The lead book review in the April 20 issue, written by A.J. Liebling, whose usual beat was journalism, was devoted to Top Secret by Ralph Ingersoll, editor of PM. PM was an interesting experiment, a picture tabloid with a left wing bias meant to counter the Right Wing Daily News and Mirror. Ingersoll, who had helped start Fortune when he was with Time-Life, insisted that the newspaper accept no advertising to maintain its independence and often ran editorials on the front page. Needless to say, it was not a financial success despite contributions from some leading journalists and writers of the day. Although its reporters ran the gamut of the Left from anti-Communist liberals to Communist Party members, they would all face charges of being Pinkos in the days to come. At Fortune Ingersoll had run a negative story about The New Yorker which countered with a parody of Time and mocking profile of Henry Luce which had set off a feud between Luce and Ross. Ingersoll was not a favorite of either publication in 1946.

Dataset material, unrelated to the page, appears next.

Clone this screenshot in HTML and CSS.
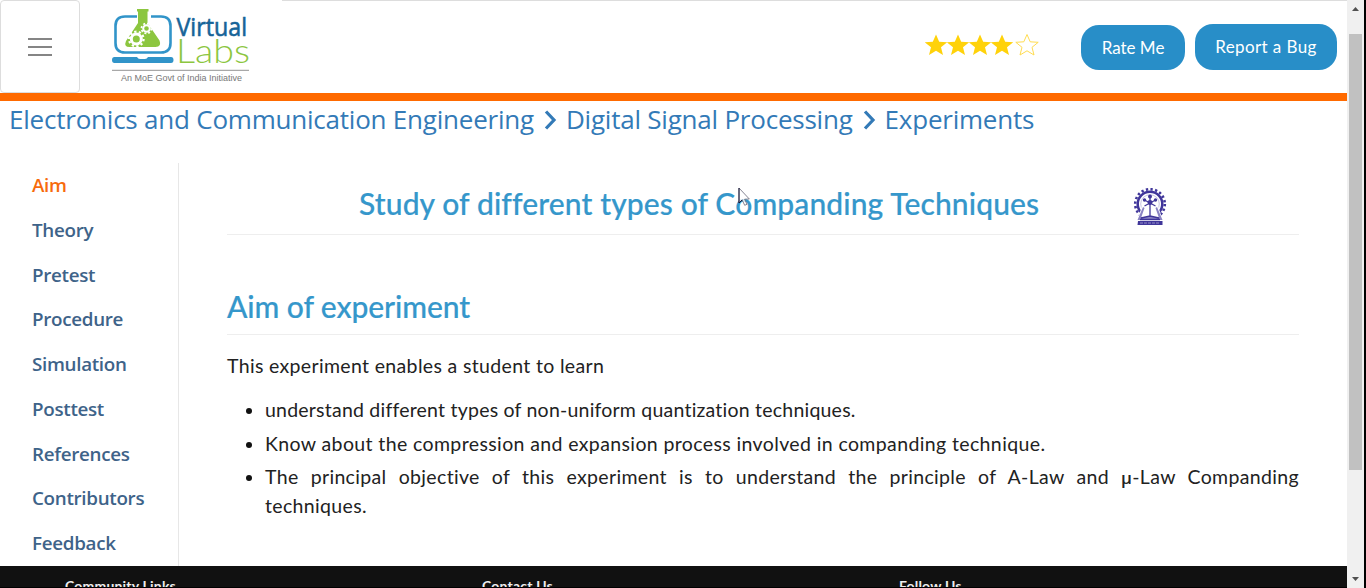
FILE: index.html
```html
<!DOCTYPE html>
<html lang="en">
<head>
<meta charset="utf-8">
<title>Virtual Labs</title>
<link rel="stylesheet" href="styles.css">
</head>
<body>
<div class="window">
  <div class="page">
    <header class="header">
      <button class="menu" aria-label="Menu"><span></span><span></span><span></span></button>
      <svg class="logo" width="202" height="93" viewBox="80 0 202 93">
        <path d="M137 16.500h-12q-9.500 0-9.500 9.500v17q0 9.500 9.500 9.500h36q9.500 0 9.500-9.500v-17q0-9.500-9.500-9.500h-10" fill="none" stroke="#3194c9" stroke-width="2.600"/>
        <path d="M137 9h11.500v2.500h-1V23l12 17.500q2.500 6.500-4 6.500h-26q-6 0-3.500-6L138 23V11.500h-1z" fill="#8cc63f"/>
        <g fill="none" stroke="#fff">
          <circle cx="136.300" cy="39" r="5" stroke-width="3"/>
          <circle cx="136.300" cy="39" r="7.300" stroke-width="2.200" stroke-dasharray="2.290 2.290"/>
          <circle cx="146.500" cy="28.500" r="3.300" stroke-width="2"/>
          <circle cx="146.500" cy="28.500" r="5" stroke-width="1.800" stroke-dasharray="1.960 1.960"/>
        </g>
        <path d="M114.500 57H137q1 2 3 2h5q2 0 3-2h23q2.500 0 2.500 3t-2.500 3h-56.500q-2.500 0-2.500-3t2.500-3z" fill="#3194c9"/>
        <text class="logo-virtual" x="176.500" y="35.500" textLength="70.500" lengthAdjust="spacingAndGlyphs">Virtual</text>
        <text class="logo-labs" x="176" y="62.500" textLength="74" lengthAdjust="spacingAndGlyphs">Labs</text>
        <path d="M112 70.300h137" stroke="#a8a8a8" stroke-width="1.300"/>
        <text class="logo-tag" x="121" y="81" textLength="121" lengthAdjust="spacingAndGlyphs">An MoE Govt of India Initiative</text>
      </svg>
      <div class="header-right">
        <svg class="stars" width="114" height="24" viewBox="0 0 114 24">
          <defs><path id="star" d="M11 .5l3.200 7.300 8 .5-6.200 5 2 7.700-7-4.200L4 21l2-7.700-6.200-5 8-.5z"/></defs>
          <g fill="#ffd20a"><use href="#star"/><use href="#star" x="22"/><use href="#star" x="44"/><use href="#star" x="66"/></g>
          <use href="#star" x="91" fill="#fff" stroke="#ffdc50"/>
        </svg>
        <button class="pill rate">Rate Me</button>
        <button class="pill bug">Report a Bug</button>
      </div>
    </header>
    <nav class="crumbs">
      <a class="crumb-dept">Electronics and Communication Engineering</a>
      <svg class="chev" width="14" height="20" viewBox="0 0 14 20"><path d="M2 1.500l8 8.500-8 8.500"/></svg>
      <a class="crumb-lab">Digital Signal Processing</a>
      <svg class="chev" width="14" height="20" viewBox="0 0 14 20"><path d="M2 1.500l8 8.500-8 8.500"/></svg>
      <a class="crumb-exp">Experiments</a>
    </nav>
    <div class="columns">
      <aside class="side">
        <a class="active">Aim</a><a>Theory</a><a>Pretest</a><a>Procedure</a><a>Simulation</a><a>Posttest</a><a>References</a><a>Contributors</a><a>Feedback</a>
      </aside>
      <main class="content">
        <div class="title-row">
          <h1>Study of different types of Companding Techniques</h1>
          <svg class="emblem" width="36" height="38" viewBox="0 0 36 38">
            <g fill="none" stroke="#40369a">
              <circle cx="18" cy="16" r="12.300" stroke-width="2.500"/>
              <circle cx="18" cy="16" r="14.800" stroke-width="2.600" stroke-dasharray="2.320 2.330"/>
              <circle cx="18" cy="16" r="9.300" stroke-width=".6" opacity=".5"/>
            </g>
            <path d="M10 18h16l5 15H5z" fill="#fff"/>
            <path d="M11 19L5.500 32h25L25 19l-1.500 1L27 30l-9-2-9 2 3.500-10z" fill="#8b84c4"/>
            <path d="M18 7v22M12.500 12l11 6M23.500 12l-11 6M9 30l9-2 9 2M8 31.500h20" fill="none" stroke="#40369a" stroke-width="1.300"/>
            <g fill="#40369a"><circle cx="18" cy="8.500" r="2"/><circle cx="12.500" cy="12" r="1.700"/><circle cx="23.500" cy="12" r="1.700"/><circle cx="18" cy="14.500" r="2.400"/><path d="M6 33h24.500v4H5.500z"/></g>
            <path d="M8 35h20" stroke="#aaa5d2" stroke-width=".8" stroke-dasharray="3 1"/>
          </svg>
        </div>
        <h2><span>Aim of experiment</span></h2>
        <p class="intro">This experiment enables a student to learn</p>
        <ul>
          <li class="item-a">understand different types of non-uniform quantization techniques.</li>
          <li class="item-b">Know about the compression and expansion process involved in companding technique.</li>
          <li class="item-c">The principal objective of this experiment is to understand the principle of A-Law and <span class="mu">μ</span>-Law Companding techniques.</li>
        </ul>
      </main>
    </div>
    <footer class="footer"><span>Community Links</span><span>Contact Us</span><span>Follow Us</span></footer>
  </div>
  <div class="scrollbar">
    <svg width="17" height="34" viewBox="0 0 17 34"><path d="M5 11h7L8.500 7z" fill="#505050"/></svg>
    <div class="thumb"></div>
    <svg class="down" width="17" height="17" viewBox="0 0 17 17"><path d="M5 6h7L8.500 10z" fill="#505050"/></svg>
  </div>
</div>
<svg class="cursor" width="13" height="21" viewBox="0 0 13 21"><path d="M1 1v15l3.200-3 2.500 5.300 2.300-1-2.400-5.100 4.700-.2z" fill="#fff" fill-opacity=".75" stroke="#667" stroke-width=".8"/><path d="M1 1v15l3.200-3" fill="none" stroke="#113"/></svg>
</body>
</html>
```

FILE: styles.css
```css
* { box-sizing: border-box; }
body { margin: 0; background: #fff; overflow: hidden; font-family: Lato, sans-serif; }
.window { display: flex; width: 1366px; height: 588px; background: #000; }
.page { display: flex; flex-direction: column; width: 1347px; height: 588px; overflow: hidden; background: #fff; }
.header { display: flex; flex: none; height: 101px; border-bottom: 8px solid #ff6a00; }
.menu { display: flex; flex-direction: column; align-items: center; justify-content: center; gap: 6px; width: 80px; height: 93px; padding: 0; border: 1px solid #ddd; border-radius: 4px; background: #fff; }
.menu span { width: 24px; height: 2px; background: #858585; }
.logo { flex: none; }
.logo-virtual { font: 400 25px "Open Sans", sans-serif; fill: #176498; stroke: #176498; stroke-width: .6px; }
.logo-labs { font: 300 33px Lato, sans-serif; fill: #8cc63f; }
.logo-tag { font: 9px "Liberation Sans", sans-serif; fill: #777; }
.header-right { display: flex; flex: 1; justify-content: flex-end; padding: 23px 10px 0 0; border-top: 1px solid #ddd; }
.stars { margin: 10px 42px 0 0; }
.pill { height: 46px; padding: 0; border: 0; border-radius: 18px; background: #288ec8; color: #fff; font-size: 17px; font-family: Lato, sans-serif; }
.rate { width: 104px; height: 45px; margin: 1px 10px 0 0; padding-bottom: 1px; }
.bug { width: 142px; padding-bottom: 2px; letter-spacing: .4px; }
.crumbs { display: flex; flex: none; height: 62px; padding: 0 0 0 9px; color: #337ab7; font: 26px/37px "Open Sans", sans-serif; letter-spacing: -.22px; white-space: nowrap; }
.chev { margin: 9px 8px 0 10px; fill: none; stroke: #337ab7; stroke-width: 3.2; }
.columns { display: flex; flex: none; height: 403px; }
.side { display: flex; flex-direction: column; width: 179px; height: 403px; padding-left: 32px; border-right: 1px solid #e7e7e7; color: #3e6389; font: 600 18.800px/44.750px "Open Sans", sans-serif; letter-spacing: -.3px; }
.side .active { color: #f76b0c; }
.content { width: 1168px; padding: 0 48px; color: #222; font-size: 19.500px; line-height: 29px; }
.title-row { display: flex; height: 72px; padding: 19px 0 0 132px; border-bottom: 1px solid #eee; }
h1, h2 { margin: 0; color: #3597cb; font-size: 30px; font-weight: 500; white-space: nowrap; -webkit-text-stroke: .2px #3597cb; }
h1 { width: 773px; line-height: 42px; letter-spacing: .12px; }
.emblem { margin-top: 6px; }
h2 { height: 100px; padding-top: 50px; line-height: 42px; letter-spacing: -.08px; border-bottom: 1px solid #eee; }
p { margin: 16px 0 0; }
.intro { letter-spacing: .34px; }
ul { margin: 15px 0 0; padding-left: 38px; }
li { margin-bottom: 4.500px; text-align: justify; }
li::marker { color: #111; }
.item-a { letter-spacing: .22px; }
.item-b { letter-spacing: .38px; }
.item-c { letter-spacing: .34px; }
.mu { font-family: "Open Sans", sans-serif; font-size: 17px; font-weight: 600; line-height: 1; }
.footer { display: flex; flex: none; height: 22px; padding: 11px 0 0 65px; border-bottom: 1px solid #000; background: #111; color: #eee; font: 700 14px/18px Lato, sans-serif; letter-spacing: .2px; overflow: hidden; }
.footer span { width: 417px; }
.scrollbar { display: flex; flex-direction: column; width: 17px; height: 588px; background: #f0f0f0; }
.thumb { width: 13px; height: 436px; margin-left: 2px; background: #c1c1c1; }
.down { margin-top: auto; }
.cursor { position: absolute; left: 738px; top: 187px; }
```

Ingersoll was drafted in 1942, entering the Army as a private but soon rising up the ranks to serve with Omar Bradley. He had previously written The Battle is the Pay-Off, an account of the war from the soldier’s point of view. In Top Secret, he praised Bradley, whom he credited with winning the war in Western Europe with the assistance of Patton, and attacked the military reputation of Eisenhower and particularly Montgomery, whose anti-Soviet obsession and ego Ingersoll felt interfered with the conduct of the war. Liebling found the book an unconvincing argument but welcomed the debate writing that "as the author remarks, the second World War was probably the last old-fashioned war we will have to argue over....Atomic wars will be too brief for analysis."

The “Briefly Noted Fiction” that week:

  • Ivy Gripped the Steps and Other Stories (published in England in 1943 as The Demon Lover and Other Stories), a collection of short stories by esteemed Anglo-Irish writer Elizabeth Bowen about wartime Britain. The reviewer found them beautifully written but not among Bowen’s most notable work.

  • Peony by Keith West (not to be confused with a Pearl Buck novel on China published two years later) was the story of a Chinese girl in conflict with the traditions with which she was raised; the reviewer found it “sorrowful” and “self-conscious.”

  • In Ernest Brace’s Buried Stream, a Manhattan public relations executive undergoes a spiritual awakening; the reviewer found it thoughtful and intelligent but not profound.

  • I Heard Them Sing by Ferdinand Reyher, about a Midwestern barber struggling to make a go of a marriage with a mismatched spouse, was a period novel deemed affecting but inexpertly written. It was adapted to the screen in 1952 as “Wait Till the Sun Shines, Nellie” [which is one of the first movies I remember seeing as a small child.]

  • Young Man with a Dream by Irish writer Kenneth Reddin (aka Kenneth Sarr) was a novel about a Dubliner who dreamed of escape to the South Seas that the reviewer found overly complicated for its subject matter. It too became a movie.

“Briefly Noted General”:

  • Wind in the Olive Tree, Abel Plenn’s account of his experiences working in the U.S. Embassy in Franco’s Spain during the war. The reviewer found the book “thoughtful and disturbing” but “not well-written” and “sharply biased to the Left.”

  • How to Grow Old Disgracefully was the entertaining memoir of cartoonist, humor magazine editor and Jazz Age man-about- town Norman Anthony.

  • The reviewer found General Wainwright’s Story, an account of the Battles of Corregidor and Bataan as well as of Wainwright’s three years as a Japanese prison of war written by prolific Hearst reporter and columnist Robert Considine, “highly satisfactory reading.”

  • Public Men In and Out of Office edited by JT Salter, a collection of short profiles of statesmen and politicians including leftist former vice-president and future presidential candidate Henry Wallace, ardent segregationist and anti-woman's rights advocate Senator Cotton Ed Smith and the corrupt, racist demagogue from Mississippi, Senator Theodore Bilbo, by historians, political scientists and journalists was faulted for uneven writing and a too temperate tone.

  • Man-Eaters of Kumaon by Jim Corbett was the heavily promoted memoir of a celebrated hunter and conservationist in India who often was called in to track down tigers and leopards that had attacked humans. It was a Book-of-the Month Club selection and international best seller which the reviewer dismissed as “Ruptured Kipling.”

  • Architects of Charleston by Beatrice St. Julien Ravenal on the people behind the ante-bellum houses of the Southern city was said to be beautifully illustrated and witty in an old-fashioned way.

  • The reviewer deplored the House of the Month Book of Small Houses by Harold Group, the first of an expected series, which presented “prettified” drawings and floor plans of houses in the New England colonial style which the reviewer wrote are preferred by bank financers over more practical, modern and economical housing.